The hotels were reserved for homeless people who were diagnosed with coronavirus or had been exposed to it.

The owner of the Red Roof Inn wants to return it to hotel use. Heritage said the North Side hotel on Mediterranean Avenue can house up to 91.

The shelter board has moved men from the Sullivant Recreation Center on the West Side to the Downtown YMCA at 40 W. Long St., where there are 190 beds. Another 60 spots for social distancing for women have been available at the Hilltop YMCA.

It also has retrofitted the Van Buren shelter in Franklinton for social distancing, putting in barriers and taking other measures, so it could move women and families from the Hilltop YMCA there.

There are 499 beds now for single men and women, and space for 114 families.

Sara Loken, a spokeswoman for the shelter board, said the beds have never been fully occupied, but she said she didn’t know the percentage used at any given time.

Keith McCormish, director of the Columbus Coalition for the Homeless, said the Community Shelter Board did a good job acquiring additional shelter space quickly and preparing for a potential onslaught of COVID-19 cases.

"I think they built a lot of capacity and then they didn't have a lot of demand," he said.

McCormish said it would be "good for the community to know" how the shelter board spent the additional money it received, and whether there are funds left to help with other critical needs for residents facing eviction or who don't have stable housing.

From March of this year through June 2022, the system is receiving more than $7.7 million to deal with the pandemic, including $5.5 million in public money. That $5.5 million includes $1 million from the city of Columbus and $2.2 million in private donations.

Heritage said the board is receiving another $10 million in federal grants to help operate shelters or help people with rent and utilities. The city of Columbus and Franklin County need to approve that first before it passes through.

That money cannot be used to help buy a hotel, Heritage said. The board is talking to the city of Columbus and others about that money.

And it still leaves a funding gap of close to $16 million to cover projected costs related to the pandemic during that time, according to the board.

The shelter board made some of its excess quarantine space available to other social service nonprofit organizations with clients in need of isolation.

Columbus-based Alvis, which provides behavioral-health services, recovery housing and re-entry programs, sent 29 people to the shelter board's quarantine facilities in the spring.

"They did charge for it," Alvis spokeswoman Gloria Iannucci said.

Most stays would have been around 14 days, and included room, food, health monitoring and transportation. The shelter board said it billed Alvis $108,882 for May and will be sending another invoice for services in June.
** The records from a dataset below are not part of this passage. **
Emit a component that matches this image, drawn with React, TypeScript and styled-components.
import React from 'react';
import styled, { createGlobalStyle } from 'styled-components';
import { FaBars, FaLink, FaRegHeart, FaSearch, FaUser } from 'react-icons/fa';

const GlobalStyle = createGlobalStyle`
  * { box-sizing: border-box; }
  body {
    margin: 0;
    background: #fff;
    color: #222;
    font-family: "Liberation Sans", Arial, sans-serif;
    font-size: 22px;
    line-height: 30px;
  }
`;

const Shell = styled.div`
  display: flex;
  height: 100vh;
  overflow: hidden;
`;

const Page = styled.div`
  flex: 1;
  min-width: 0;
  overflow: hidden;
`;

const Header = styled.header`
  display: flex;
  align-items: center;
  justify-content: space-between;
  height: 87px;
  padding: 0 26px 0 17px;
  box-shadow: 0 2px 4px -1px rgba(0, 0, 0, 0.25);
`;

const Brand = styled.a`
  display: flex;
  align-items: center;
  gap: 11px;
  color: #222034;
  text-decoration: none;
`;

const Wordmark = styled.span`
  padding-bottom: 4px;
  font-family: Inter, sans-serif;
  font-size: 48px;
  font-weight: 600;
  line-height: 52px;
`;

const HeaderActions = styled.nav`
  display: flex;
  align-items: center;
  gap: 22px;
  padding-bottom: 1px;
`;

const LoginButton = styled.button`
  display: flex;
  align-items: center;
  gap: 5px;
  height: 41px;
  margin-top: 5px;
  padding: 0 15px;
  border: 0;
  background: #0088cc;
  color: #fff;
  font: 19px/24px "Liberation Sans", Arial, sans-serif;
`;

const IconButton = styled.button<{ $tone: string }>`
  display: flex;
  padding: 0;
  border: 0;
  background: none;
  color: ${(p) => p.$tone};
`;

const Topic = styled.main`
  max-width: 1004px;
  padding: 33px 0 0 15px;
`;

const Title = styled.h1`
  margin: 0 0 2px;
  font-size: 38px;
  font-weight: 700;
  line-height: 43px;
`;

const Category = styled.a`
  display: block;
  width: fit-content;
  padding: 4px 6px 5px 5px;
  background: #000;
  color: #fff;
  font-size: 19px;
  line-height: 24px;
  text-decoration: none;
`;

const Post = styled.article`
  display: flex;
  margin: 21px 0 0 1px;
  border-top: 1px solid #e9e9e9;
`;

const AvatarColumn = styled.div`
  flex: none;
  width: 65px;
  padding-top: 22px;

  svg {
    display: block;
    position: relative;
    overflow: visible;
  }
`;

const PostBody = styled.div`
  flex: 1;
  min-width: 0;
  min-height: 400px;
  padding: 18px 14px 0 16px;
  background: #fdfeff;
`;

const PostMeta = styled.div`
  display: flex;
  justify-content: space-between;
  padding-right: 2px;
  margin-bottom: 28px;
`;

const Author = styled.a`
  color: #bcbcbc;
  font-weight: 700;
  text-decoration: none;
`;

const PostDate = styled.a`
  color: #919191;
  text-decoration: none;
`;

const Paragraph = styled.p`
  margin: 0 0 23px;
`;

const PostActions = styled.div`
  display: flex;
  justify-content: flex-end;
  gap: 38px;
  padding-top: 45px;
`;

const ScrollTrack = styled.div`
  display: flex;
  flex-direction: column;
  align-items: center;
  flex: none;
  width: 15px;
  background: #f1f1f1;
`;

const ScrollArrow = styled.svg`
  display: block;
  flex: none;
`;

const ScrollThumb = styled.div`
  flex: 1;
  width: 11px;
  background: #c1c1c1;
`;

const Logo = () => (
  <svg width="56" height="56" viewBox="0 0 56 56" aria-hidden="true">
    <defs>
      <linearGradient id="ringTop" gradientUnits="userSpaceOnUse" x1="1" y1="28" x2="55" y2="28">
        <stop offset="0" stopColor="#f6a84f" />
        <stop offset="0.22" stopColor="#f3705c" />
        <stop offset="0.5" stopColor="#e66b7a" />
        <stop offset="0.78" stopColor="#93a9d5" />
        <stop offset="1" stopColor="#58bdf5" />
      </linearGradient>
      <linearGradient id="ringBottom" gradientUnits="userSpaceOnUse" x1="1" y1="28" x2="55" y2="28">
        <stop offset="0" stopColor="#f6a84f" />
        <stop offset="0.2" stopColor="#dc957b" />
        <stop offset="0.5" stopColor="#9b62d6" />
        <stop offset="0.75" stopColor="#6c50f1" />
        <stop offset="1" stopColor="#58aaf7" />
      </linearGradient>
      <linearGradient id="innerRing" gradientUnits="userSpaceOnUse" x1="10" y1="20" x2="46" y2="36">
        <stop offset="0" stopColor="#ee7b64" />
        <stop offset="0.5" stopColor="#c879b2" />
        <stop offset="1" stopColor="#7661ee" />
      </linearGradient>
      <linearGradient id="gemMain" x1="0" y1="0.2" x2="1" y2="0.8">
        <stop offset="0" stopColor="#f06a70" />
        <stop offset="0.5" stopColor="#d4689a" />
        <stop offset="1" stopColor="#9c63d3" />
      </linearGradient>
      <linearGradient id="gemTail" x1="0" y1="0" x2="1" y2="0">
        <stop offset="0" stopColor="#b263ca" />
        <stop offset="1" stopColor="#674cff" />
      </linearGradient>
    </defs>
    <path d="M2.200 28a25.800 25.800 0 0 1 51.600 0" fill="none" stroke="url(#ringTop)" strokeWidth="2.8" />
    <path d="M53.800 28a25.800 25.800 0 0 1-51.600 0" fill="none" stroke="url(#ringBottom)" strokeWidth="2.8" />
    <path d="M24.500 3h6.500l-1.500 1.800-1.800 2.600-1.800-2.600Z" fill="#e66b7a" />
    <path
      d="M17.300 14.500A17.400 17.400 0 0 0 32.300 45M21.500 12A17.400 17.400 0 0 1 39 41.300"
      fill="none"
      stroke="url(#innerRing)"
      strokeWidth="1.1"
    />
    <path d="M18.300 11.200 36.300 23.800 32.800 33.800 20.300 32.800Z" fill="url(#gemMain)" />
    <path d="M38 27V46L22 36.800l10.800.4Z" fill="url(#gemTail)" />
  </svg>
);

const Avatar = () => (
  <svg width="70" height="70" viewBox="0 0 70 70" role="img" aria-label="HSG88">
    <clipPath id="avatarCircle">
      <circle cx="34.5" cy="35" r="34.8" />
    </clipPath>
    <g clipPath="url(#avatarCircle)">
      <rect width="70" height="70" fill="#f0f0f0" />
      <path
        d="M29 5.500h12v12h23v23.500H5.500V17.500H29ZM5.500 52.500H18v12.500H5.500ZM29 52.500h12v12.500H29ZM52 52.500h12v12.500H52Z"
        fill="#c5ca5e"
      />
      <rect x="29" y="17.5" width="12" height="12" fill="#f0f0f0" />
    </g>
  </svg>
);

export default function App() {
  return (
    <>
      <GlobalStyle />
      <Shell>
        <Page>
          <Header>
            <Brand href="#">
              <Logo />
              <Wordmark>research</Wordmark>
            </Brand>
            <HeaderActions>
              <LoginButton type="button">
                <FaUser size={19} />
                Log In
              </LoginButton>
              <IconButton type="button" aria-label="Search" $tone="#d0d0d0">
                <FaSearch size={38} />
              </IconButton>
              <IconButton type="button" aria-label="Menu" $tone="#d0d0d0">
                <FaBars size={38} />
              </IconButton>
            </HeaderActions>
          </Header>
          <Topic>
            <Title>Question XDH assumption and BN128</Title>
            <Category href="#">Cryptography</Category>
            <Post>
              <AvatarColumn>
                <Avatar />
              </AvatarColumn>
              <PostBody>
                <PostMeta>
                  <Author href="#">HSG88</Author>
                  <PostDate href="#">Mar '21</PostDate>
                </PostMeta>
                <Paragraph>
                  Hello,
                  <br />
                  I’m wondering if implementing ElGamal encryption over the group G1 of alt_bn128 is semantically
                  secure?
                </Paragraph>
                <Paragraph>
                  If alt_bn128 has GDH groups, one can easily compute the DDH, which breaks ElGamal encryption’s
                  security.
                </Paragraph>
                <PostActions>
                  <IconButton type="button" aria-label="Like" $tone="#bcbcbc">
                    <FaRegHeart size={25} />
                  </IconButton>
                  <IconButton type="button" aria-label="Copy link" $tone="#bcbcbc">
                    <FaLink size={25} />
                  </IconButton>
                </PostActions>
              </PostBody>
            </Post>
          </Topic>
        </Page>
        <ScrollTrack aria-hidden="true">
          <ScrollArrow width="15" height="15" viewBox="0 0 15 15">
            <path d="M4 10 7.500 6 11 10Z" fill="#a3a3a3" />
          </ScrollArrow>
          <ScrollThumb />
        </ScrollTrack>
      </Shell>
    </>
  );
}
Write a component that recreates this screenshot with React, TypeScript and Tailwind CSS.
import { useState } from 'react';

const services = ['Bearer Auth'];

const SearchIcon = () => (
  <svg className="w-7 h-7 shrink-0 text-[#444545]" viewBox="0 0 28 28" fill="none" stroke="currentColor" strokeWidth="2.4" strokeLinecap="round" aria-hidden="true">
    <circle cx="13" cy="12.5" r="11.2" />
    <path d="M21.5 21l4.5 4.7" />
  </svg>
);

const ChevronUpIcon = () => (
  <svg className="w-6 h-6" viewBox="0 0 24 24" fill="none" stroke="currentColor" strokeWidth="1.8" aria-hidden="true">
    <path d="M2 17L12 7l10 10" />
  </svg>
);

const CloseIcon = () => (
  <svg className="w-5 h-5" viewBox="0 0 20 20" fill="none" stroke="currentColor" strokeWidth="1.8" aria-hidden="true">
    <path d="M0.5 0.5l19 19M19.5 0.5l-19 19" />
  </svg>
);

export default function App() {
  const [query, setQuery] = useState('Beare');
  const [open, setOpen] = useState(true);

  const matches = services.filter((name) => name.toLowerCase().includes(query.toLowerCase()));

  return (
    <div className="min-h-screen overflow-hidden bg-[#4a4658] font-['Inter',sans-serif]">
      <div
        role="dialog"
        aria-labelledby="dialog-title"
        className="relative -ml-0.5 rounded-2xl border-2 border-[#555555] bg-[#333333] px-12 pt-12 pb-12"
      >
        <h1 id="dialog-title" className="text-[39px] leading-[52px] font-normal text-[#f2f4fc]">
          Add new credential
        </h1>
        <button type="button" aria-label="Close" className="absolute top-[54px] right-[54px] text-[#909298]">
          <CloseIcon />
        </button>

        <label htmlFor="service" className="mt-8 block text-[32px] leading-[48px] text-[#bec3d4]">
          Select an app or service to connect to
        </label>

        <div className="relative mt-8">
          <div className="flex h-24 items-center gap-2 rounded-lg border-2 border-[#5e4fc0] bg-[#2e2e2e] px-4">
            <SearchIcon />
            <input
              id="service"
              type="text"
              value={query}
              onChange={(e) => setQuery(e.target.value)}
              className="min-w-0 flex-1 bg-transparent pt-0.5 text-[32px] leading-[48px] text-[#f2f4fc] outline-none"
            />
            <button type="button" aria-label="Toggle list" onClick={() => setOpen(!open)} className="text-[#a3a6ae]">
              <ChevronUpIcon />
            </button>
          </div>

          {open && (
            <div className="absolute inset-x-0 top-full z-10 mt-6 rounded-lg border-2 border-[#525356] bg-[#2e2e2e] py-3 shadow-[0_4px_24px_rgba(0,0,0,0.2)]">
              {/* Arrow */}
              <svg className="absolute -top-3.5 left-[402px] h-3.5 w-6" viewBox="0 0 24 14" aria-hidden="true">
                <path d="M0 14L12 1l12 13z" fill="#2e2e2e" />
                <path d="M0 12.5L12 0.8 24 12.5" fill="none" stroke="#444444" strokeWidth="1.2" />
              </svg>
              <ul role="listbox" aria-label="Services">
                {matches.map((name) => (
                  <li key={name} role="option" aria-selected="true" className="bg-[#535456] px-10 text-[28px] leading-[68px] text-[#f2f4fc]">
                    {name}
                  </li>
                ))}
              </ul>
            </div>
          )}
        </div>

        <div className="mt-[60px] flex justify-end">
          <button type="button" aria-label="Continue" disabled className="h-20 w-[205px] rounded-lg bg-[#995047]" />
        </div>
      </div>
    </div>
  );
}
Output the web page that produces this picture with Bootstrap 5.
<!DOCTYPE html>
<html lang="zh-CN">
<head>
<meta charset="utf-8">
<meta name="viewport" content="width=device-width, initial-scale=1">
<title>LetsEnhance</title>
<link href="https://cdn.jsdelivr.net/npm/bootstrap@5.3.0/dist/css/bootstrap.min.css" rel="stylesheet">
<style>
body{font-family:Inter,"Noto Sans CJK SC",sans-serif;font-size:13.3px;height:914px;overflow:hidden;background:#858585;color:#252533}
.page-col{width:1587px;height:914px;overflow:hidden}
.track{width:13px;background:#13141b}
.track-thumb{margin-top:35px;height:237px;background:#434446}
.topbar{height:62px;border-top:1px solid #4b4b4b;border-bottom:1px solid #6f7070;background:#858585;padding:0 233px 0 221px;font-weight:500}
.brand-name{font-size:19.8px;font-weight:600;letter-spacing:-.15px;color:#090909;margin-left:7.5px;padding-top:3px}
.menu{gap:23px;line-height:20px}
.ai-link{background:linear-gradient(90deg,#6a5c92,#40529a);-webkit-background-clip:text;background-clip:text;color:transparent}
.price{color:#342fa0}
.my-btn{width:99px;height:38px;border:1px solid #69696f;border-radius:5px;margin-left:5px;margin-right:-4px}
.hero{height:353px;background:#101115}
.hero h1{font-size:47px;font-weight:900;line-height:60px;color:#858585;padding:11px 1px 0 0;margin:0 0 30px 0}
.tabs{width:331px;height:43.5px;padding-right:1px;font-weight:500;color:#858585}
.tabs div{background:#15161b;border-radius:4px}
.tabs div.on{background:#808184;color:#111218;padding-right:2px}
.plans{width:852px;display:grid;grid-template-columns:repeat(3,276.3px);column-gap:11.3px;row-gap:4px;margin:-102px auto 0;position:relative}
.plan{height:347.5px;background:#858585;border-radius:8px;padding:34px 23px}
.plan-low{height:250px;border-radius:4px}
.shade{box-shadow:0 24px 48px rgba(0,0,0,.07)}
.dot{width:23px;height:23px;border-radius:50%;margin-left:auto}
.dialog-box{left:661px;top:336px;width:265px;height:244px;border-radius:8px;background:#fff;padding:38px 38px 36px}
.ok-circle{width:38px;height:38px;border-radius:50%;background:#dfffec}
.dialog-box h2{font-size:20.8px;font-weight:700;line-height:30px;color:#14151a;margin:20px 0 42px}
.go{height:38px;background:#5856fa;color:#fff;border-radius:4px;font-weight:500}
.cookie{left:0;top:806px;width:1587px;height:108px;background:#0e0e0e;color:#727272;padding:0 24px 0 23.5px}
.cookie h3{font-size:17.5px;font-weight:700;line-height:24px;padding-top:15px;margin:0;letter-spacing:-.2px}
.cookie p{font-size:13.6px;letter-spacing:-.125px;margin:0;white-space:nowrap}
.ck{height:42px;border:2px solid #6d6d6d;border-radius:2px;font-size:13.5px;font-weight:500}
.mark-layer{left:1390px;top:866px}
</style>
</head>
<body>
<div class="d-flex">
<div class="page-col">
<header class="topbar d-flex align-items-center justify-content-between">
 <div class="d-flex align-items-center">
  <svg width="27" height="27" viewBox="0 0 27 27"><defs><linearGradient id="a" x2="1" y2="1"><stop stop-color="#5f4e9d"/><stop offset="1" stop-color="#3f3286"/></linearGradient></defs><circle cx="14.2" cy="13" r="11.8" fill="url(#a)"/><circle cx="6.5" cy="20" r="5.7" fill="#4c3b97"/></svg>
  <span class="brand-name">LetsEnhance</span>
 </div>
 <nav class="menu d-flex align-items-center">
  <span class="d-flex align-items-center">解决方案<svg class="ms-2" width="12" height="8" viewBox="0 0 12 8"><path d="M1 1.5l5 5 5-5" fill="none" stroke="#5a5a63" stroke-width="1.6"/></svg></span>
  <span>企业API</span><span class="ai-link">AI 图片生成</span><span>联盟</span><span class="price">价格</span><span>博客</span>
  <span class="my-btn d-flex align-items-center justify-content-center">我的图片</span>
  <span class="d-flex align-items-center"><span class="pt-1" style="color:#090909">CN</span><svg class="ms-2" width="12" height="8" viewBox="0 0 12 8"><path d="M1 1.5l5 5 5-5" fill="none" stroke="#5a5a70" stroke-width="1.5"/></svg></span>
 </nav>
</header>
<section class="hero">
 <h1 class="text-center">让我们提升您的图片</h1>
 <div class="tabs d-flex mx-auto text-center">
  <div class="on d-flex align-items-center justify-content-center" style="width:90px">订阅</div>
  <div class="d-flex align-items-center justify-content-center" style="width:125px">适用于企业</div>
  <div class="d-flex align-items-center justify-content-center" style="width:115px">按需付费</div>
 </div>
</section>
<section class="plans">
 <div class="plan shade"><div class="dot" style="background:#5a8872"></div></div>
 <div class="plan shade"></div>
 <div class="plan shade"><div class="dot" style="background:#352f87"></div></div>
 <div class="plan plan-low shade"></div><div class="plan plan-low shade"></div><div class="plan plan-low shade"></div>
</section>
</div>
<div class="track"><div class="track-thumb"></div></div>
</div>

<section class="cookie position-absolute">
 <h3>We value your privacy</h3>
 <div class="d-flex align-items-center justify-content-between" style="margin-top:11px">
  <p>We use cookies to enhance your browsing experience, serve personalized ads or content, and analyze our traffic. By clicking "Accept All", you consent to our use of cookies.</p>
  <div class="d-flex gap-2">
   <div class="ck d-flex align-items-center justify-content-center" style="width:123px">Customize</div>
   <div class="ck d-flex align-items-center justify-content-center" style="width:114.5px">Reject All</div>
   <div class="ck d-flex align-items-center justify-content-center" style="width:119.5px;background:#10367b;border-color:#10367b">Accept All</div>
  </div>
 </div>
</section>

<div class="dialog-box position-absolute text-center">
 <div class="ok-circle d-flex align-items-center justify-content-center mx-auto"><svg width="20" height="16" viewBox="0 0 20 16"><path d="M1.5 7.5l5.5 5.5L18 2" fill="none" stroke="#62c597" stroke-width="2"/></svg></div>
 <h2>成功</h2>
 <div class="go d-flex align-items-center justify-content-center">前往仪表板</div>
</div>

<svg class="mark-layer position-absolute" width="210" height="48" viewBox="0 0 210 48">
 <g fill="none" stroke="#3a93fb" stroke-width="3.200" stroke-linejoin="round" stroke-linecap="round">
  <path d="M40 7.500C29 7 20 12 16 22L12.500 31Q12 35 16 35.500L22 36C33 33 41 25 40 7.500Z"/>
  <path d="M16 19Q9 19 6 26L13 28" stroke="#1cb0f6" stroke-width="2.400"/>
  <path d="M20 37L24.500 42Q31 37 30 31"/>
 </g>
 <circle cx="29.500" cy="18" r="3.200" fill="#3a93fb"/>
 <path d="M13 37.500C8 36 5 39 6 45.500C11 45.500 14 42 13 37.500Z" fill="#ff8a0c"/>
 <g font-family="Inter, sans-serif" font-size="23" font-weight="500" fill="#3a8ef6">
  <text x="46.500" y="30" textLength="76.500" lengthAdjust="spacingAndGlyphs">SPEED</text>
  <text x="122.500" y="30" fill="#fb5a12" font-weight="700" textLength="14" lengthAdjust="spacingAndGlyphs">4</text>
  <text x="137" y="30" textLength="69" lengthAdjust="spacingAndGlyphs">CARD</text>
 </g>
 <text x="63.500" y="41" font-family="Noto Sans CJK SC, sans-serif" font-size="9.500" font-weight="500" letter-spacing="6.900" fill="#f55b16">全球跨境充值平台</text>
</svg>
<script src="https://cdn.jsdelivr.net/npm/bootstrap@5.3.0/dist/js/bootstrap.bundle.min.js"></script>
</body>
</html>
The shelter board received a $195,000 grant from the Ohio Housing Finance Agency that will allow it to defray Alvis' costs going forward if it needs to use the services again, according to Loken.

Maryhaven, a large treatment center that works closely with the shelter board, also sent some clients to quarantine but was not charged, a spokeswoman said Thursday.

Marcus Roth, spokesman for the Coalition on Housing and Homelessness in Ohio, said his group continues to push Gov. Mike DeWine for $137 million in federal coronavirus relief funds for emergency rental assistance.

The Franklin County Municipal Court resumed eviction hearings on June 1.

“The last thing the Community Shelter Board needs now are evicted tenants knocking on shelter doors,” Roth said.